Simplest 2D pseudospectral solver in python:
The problem is to solve the two dimensional Navier-Stokes equation [wikipedia]:
\[\partial_{t}\nabla^{2}\Phi+\hat{\mathbf{z}}\times\nabla\Phi\cdot\nabla\nabla^{2}\Phi=\nu\nabla^{4}\Phi+F\]A simple 2D pseudospectral solver can be written in Fourier space.

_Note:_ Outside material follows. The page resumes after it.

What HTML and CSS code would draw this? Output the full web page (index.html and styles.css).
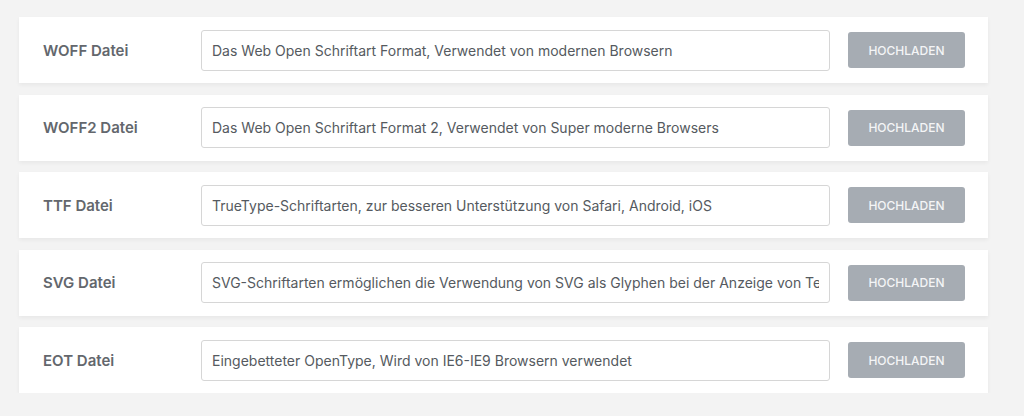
FILE: index.html
```html
<!DOCTYPE html>
<html lang="de">
<head>
    <meta charset="UTF-8">
    <meta name="viewport" content="width=device-width, initial-scale=1.0">
    <title>Schriftarten</title>
    <link rel="stylesheet" href="styles.css">
</head>
<body>
    <div class="container">
        <div class="zeile">
            <label class="titel" for="woff">WOFF Datei</label>
            <input class="feld" type="text" id="woff" value="Das Web Open Schriftart Format, Verwendet von modernen Browsern">
            <button class="hochladen">HOCHLADEN</button>
        </div>
        <div class="zeile">
            <label class="titel" for="woff2">WOFF2 Datei</label>
            <input class="feld" type="text" id="woff2" value="Das Web Open Schriftart Format 2, Verwendet von Super moderne Browsers">
            <button class="hochladen">HOCHLADEN</button>
        </div>
        <div class="zeile">
            <label class="titel" for="ttf">TTF Datei</label>
            <input class="feld" type="text" id="ttf" value="TrueType-Schriftarten, zur besseren Unterstützung von Safari, Android, iOS">
            <button class="hochladen">HOCHLADEN</button>
        </div>
        <div class="zeile">
            <label class="titel" for="svg">SVG Datei</label>
            <input class="feld" type="text" id="svg" value="SVG-Schriftarten ermöglichen die Verwendung von SVG als Glyphen bei der Anzeige von Text">
            <button class="hochladen">HOCHLADEN</button>
        </div>
        <div class="zeile">
            <label class="titel" for="eot">EOT Datei</label>
            <input class="feld" type="text" id="eot" value="Eingebetteter OpenType, Wird von IE6-IE9 Browsern verwendet">
            <button class="hochladen">HOCHLADEN</button>
        </div>
    </div>
</body>
</html>
```

FILE: styles.css
```css
body {
    margin: 0;
    background-color: #f3f3f3;
    font-family: Inter, "Liberation Sans", Arial, sans-serif;
}
.container {
    display: flex;
    flex-direction: column;
    gap: 11.5px;
    width: 969px;
    padding: 17px 0 0 19px;
}
.zeile {
    display: flex;
    align-items: center;
    height: 66px;
    padding: 0 23px 0 24px;
    background-color: #fff;
    box-shadow: 0 2px 4px rgba(0, 0, 0, 0.05);
}
.titel {
    width: 158px;
    flex-shrink: 0;
    font-size: 15px;
    font-weight: 600;
    color: #63676d;
}
.feld {
    width: 629px;
    height: 41px;
    box-sizing: border-box;
    padding: 0 10px;
    border: 1px solid #d6d6d6;
    border-radius: 3px;
    font-family: Inter, "Liberation Sans", Arial, sans-serif;
    font-size: 14px;
    color: #555a60;
    background-color: #fff;
    outline: none;
}
.hochladen {
    width: 117px;
    height: 36px;
    margin-left: 18px;
    border: none;
    border-radius: 3px;
    background-color: #a6acb3;
    color: #f4f5f6;
    font-family: Inter, "Liberation Sans", sans-serif;
    font-size: 12px;
    font-weight: 500;
}
```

Assuming periodic boundary conditions we can write the equation for the evolution of the Fourier transform of the stream function as follows:
\[\partial_{t}\Phi_{k}=\frac{1}{k^{2}}\left[\hat{\mathbf{z}}\times\nabla\Phi\cdot\nabla\nabla^{2}\Phi\right]_{k}-\nu k^{2}\Phi_{k}-\frac{F_{k}}{k^{2}}\]Let’s start with the imports:
import numpy as np
import scipy.integrate as spi # for ODE solvers
import h5py as h5 # for saving the results
from time import time # keeping track of time ellapsed.
from scipy.stats import norm #for random forcing
import scipy as sp #using scipy.fft instead of numpy.fft
We need some utility functions:
def oneover(x): # used for handling 1/ksqr without causing division by zero
res=x*0
res[x!=0]=1/x[x!=0]
return res
# the hyperviscosity function
nufn = lambda ksqr,nu=1e-8,nuL=1e-8 : nu*ksqr**2+nuL*oneover(ksqr**4)
zeros=np.zeros
rfft2=sp.fft.rfft2
irfft2=sp.fft.irfft2
def hsymmetrize(uk): #Hermitian symmetrize a 2D array
Nx=uk.shape[0]
uk[Nx-1:int(Nx/2):-1,0]=uk[1:int(Nx/2),0].conj()
return uk
def zero_nyquist(uk): #Zero out the Nyquist modes in x and y
Nx=uk.shape[0]
uk[int(Nx/2),:]=0
uk[:,-1]=0
return uk
Note that hsymmetrize and zero_nyquist are generally required for computing 2D convolutions as discussed in a number of earlier posts such as here or here. We use scipy’s fft routines, which seem to be slightly faster than those of numpy, but not by much. We could probably accelarate significantly by using pyfftw instead.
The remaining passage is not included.